Peabody, having hooked up with an electronics detective named McNab (with whom she has a long-standing antagonistic relationship and with whom she ends up moving in together later in the series), gets a call from Zeke who admits everything. Peabody contacts Eve, who pulls strings to get the case. Roarke, also on scene, calms Peabody and hires lawyers for Zeke. The following morning Eve receives another disc, this one containing a promise of an explosion at one of Roarke's theatres. With the advanced warning, they manage to diffuse all the bombs but there was another bomb planted at The Plaza, also owned by Roarke. Huge loss of human life ensues leaving Eve, and her friend from the bomb squad, shaken. Eve's friend is later revealed to be pregnant.

When Eve goes to delivery the extortion money demanded by Cassandra (and hopefully lay a trap for them) a similar blast takes place at the railway station serving as the drop point. Eve's plan of catching any member flops as the group sends droids instead of people and although the police are successful in evacuating the area, Eve's friend gets killed in the blast, leaving Eve devastated. Roarke calms her, promising to send monetary aid to the families of the deceased.

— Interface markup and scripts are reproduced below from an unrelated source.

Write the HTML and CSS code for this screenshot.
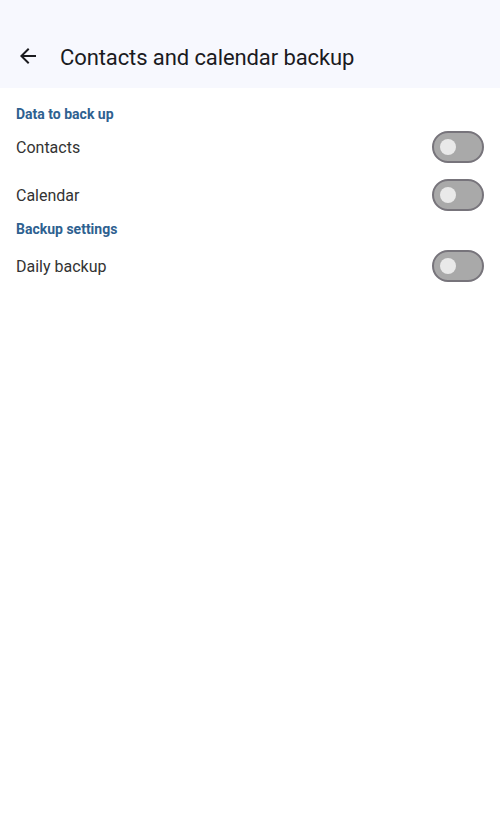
FILE: index.html
```html
<!DOCTYPE html>
<html>
<head>
<meta charset="utf-8">
<link rel="stylesheet" href="styles.css">
</head>
<body>
<header class="appbar">
  <button class="back" aria-label="Back">
    <svg width="24" height="24" viewBox="0 0 24 24"><path d="M20 11H7.83l5.59-5.59L12 4l-8 8 8 8 1.41-1.41L7.83 13H20v-2z" fill="#1b1b1f"/></svg>
  </button>
  <h1 class="title">Contacts and calendar backup</h1>
</header>
<main>
  <section class="section first">
    <h2 class="section-title">Data to back up</h2>
    <div class="row"><span class="label">Contacts</span><span class="switch"><span class="thumb"></span></span></div>
    <div class="row"><span class="label">Calendar</span><span class="switch"><span class="thumb"></span></span></div>
  </section>
  <section class="section second">
    <h2 class="section-title">Backup settings</h2>
    <div class="row"><span class="label">Daily backup</span><span class="switch"><span class="thumb"></span></span></div>
  </section>
</main>
</body>
</html>
```
FILE: styles.css
```css
html, body { margin: 0; padding: 0; background: #fff; }
body { font-family: Roboto, "Noto Sans", sans-serif; width: 500px; }
.appbar {
  height: 88px;
  background: #f7f8fe;
  display: flex;
  align-items: flex-end;
  box-sizing: border-box;
  padding: 0 0 8px 16px;
}
.back {
  width: 24px; height: 24px; padding: 0; margin: 0 20px 12px 0;
  border: 0; background: none; display: flex;
}
.title {
  margin: 0 0 8px 0;
  font-size: 22px;
  font-weight: 400;
  line-height: 28px;
  letter-spacing: -0.1px;
  color: #1b1b1f;
}
.section-title {
  margin: 0;
  padding: 0 16px;
  font-size: 14px;
  font-weight: 700;
  line-height: 20px;
  color: #2e6190;
}
.first { padding-top: 16px; }
.first .section-title { margin-bottom: -1px; }
.second .section-title { margin-bottom: 3px; }
.row {
  height: 48px;
  display: flex;
  align-items: center;
  justify-content: space-between;
  padding: 0 16px;
}
.label { font-size: 16px; color: #333; }
.switch {
  width: 52px; height: 32px; box-sizing: border-box;
  border: 2px solid #77747b;
  background: #a9a9a9;
  border-radius: 16px;
  display: flex; align-items: center;
  padding-left: 6px;
}
.thumb { width: 16px; height: 16px; border-radius: 50%; background: #e9e9e9; }
```
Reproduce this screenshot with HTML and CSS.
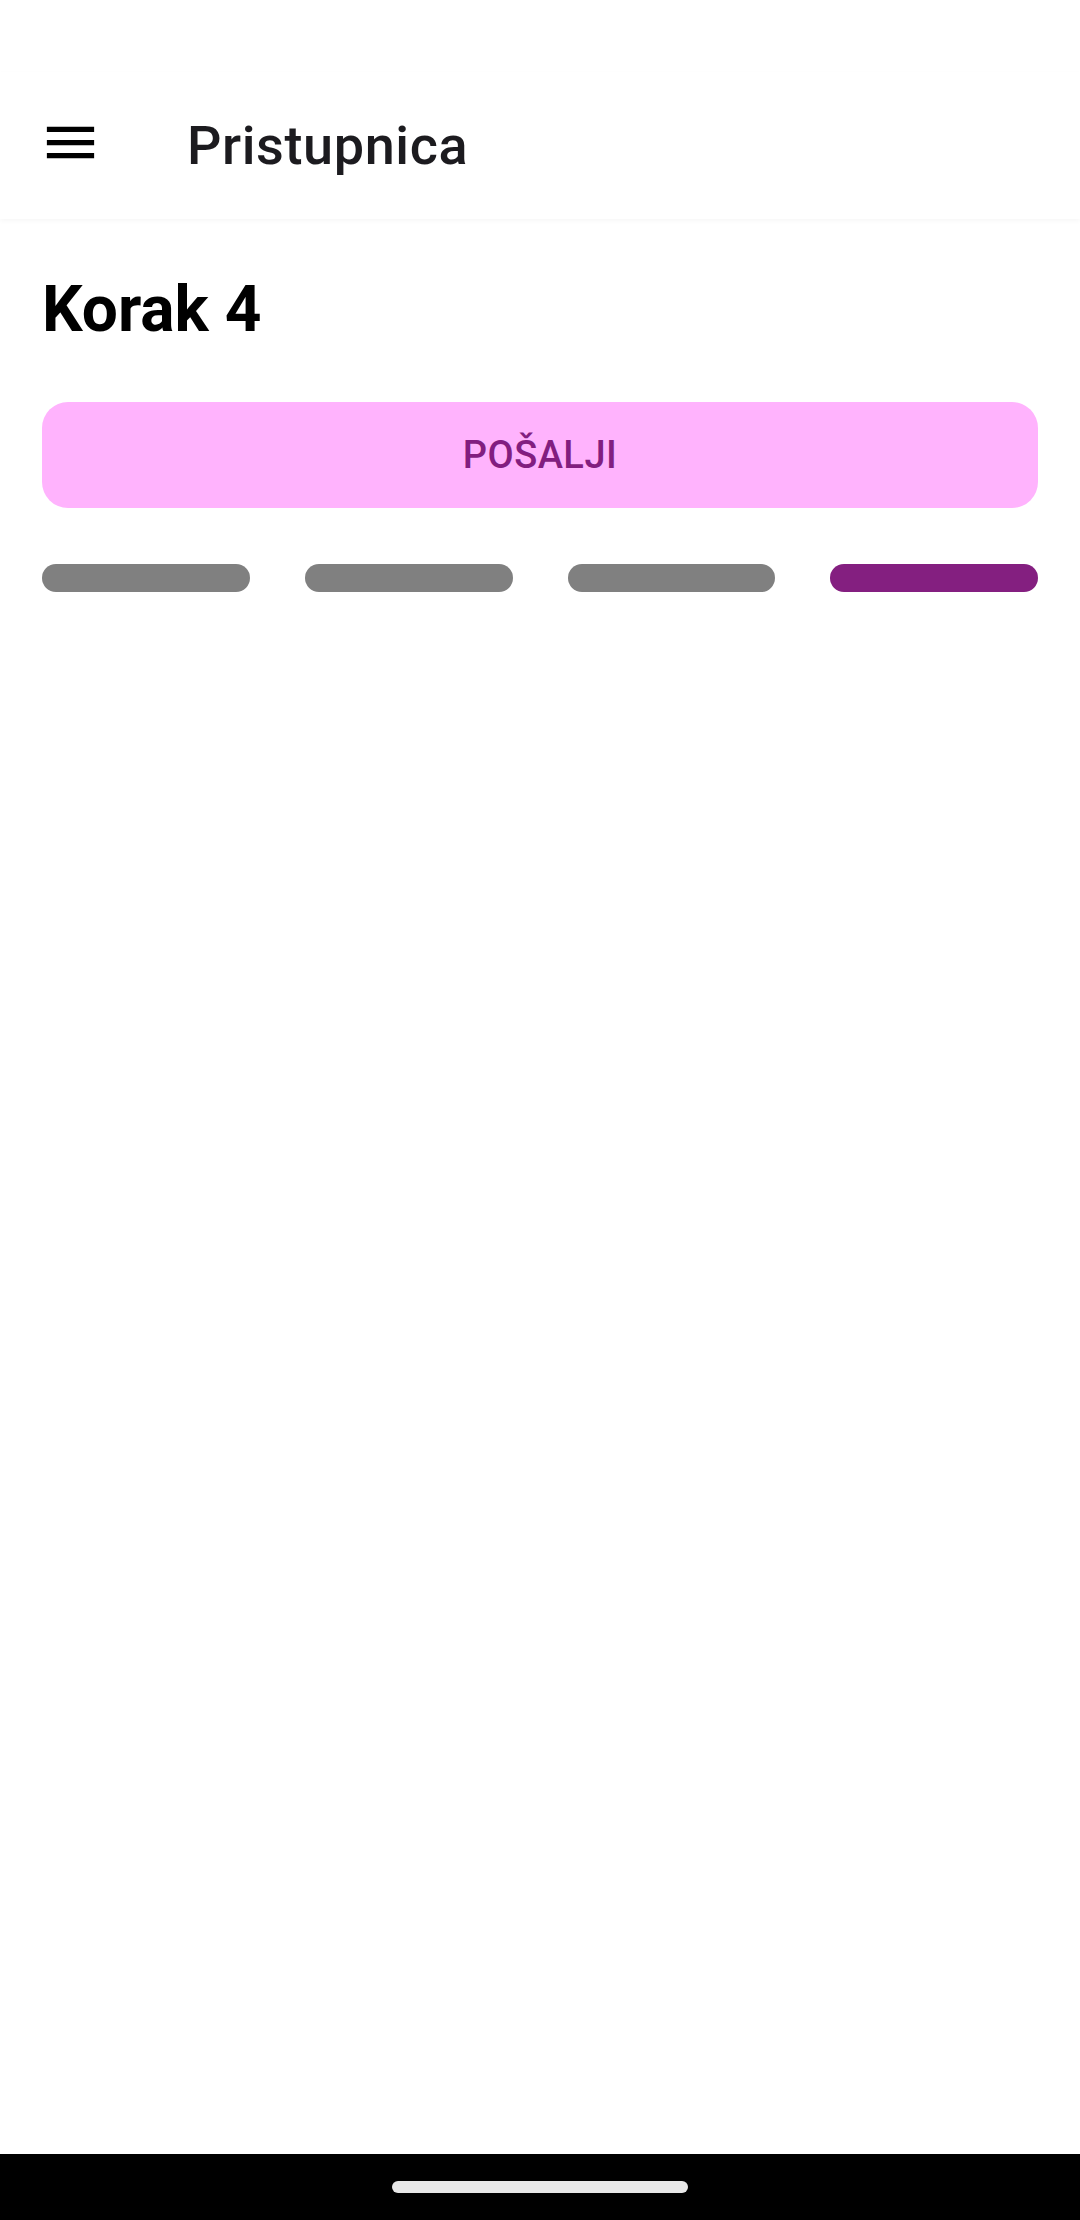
FILE: index.html
```html
<!DOCTYPE html>
<html lang="hr">
<head>
<meta charset="utf-8">
<title>Pristupnica</title>
<link rel="stylesheet" href="styles.css">
</head>
<body>
<div class="screen">
  <div class="statusbar"></div>
  <header class="appbar">
    <div class="nav-icon">
      <svg width="63" height="63" viewBox="0 0 24 24"><path d="M3 18h18v-2H3v2zm0-5h18v-2H3v2zm0-7v2h18V6H3z" fill="#000"/></svg>
    </div>
    <h1 class="title">Pristupnica</h1>
  </header>
  <main class="content">
    <h2 class="step">Korak 4</h2>
    <button class="send">POŠALJI</button>
    <div class="progress">
      <span class="seg"></span>
      <span class="seg"></span>
      <span class="seg"></span>
      <span class="seg active"></span>
    </div>
  </main>
  <div class="navbar"><span class="pill"></span></div>
</div>
</body>
</html>
```

FILE: styles.css
```css
html, body {
  margin: 0;
  padding: 0;
  background: #fff;
}
.screen {
  width: 1080px;
  height: 2220px;
  display: flex;
  flex-direction: column;
  font-family: Roboto, "Noto Sans", sans-serif;
  background: #fff;
}
.statusbar {
  height: 72px;
  flex: none;
}
.appbar {
  height: 147px;
  flex: none;
  display: flex;
  align-items: center;
  background: #fff;
  box-shadow: 0 2px 5px rgba(0, 0, 0, 0.035);
  position: relative;
  z-index: 1;
}
.nav-icon {
  width: 63px;
  height: 63px;
  margin-left: 39px;
  margin-top: -6px;
  display: flex;
}
.title {
  margin: 0 0 0 85px;
  font-size: 54px;
  font-weight: 500;
  letter-spacing: 0.6px;
  color: #1c1b1f;
  line-height: 1;
}
.content {
  flex: 1;
  padding: 0 42px;
  display: flex;
  flex-direction: column;
}
.step {
  margin: 53px 0 0 0;
  font-size: 64px;
  line-height: 75px;
  font-weight: 700;
  color: #000;
}
.send {
  margin-top: 55px;
  height: 106px;
  border: none;
  border-radius: 26px;
  background: #ffb3fd;
  color: #821e80;
  font-family: Roboto, "Noto Sans", sans-serif;
  font-weight: 500;
  font-size: 38px;
  letter-spacing: 0.5px;
  padding: 0;
}
.progress {
  margin-top: 56px;
  display: flex;
  gap: 55px;
}
.seg {
  flex: 1;
  height: 28px;
  border-radius: 14px;
  background: #808080;
}
.seg.active {
  background: #841f80;
}
.navbar {
  height: 66px;
  flex: none;
  background: #000;
  display: flex;
  justify-content: center;
  align-items: flex-start;
}
.pill {
  margin-top: 27px;
  width: 296px;
  height: 12px;
  border-radius: 6px;
  background: #e8e8e8;
}
```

Meanwhile, Mrs. Branson runs away leaving Zeke confused. When Eve searches her apartment, she discovers that rather than an abused wife, Clarissa Branson is the head of Cassandra. Roarke breaks through her security and discovers that the group's ultimate target is to blow up the Statue of liberty. It is also revealed that Zeke never killed Mr. Branson, but rather a droid copy, and the entire thing was staged in an attempt to keep Eve distracted from the Cassandra case. Eve, with help from Roarke, goes to the Statue of Liberty and successfully saves the structure. Mrs. Branson, thwarted, jumps off the landmark to her death.

==Anachronisms==

The book is set c.2060 and, at one point in the story, the Twin Towers are referred to as being a possible terrorist target. As the book was written in 1999, the author had no way of knowing that the Towers would be destroyed in a terrorist attack a couple of years later and, as such, would not be standing in 2060.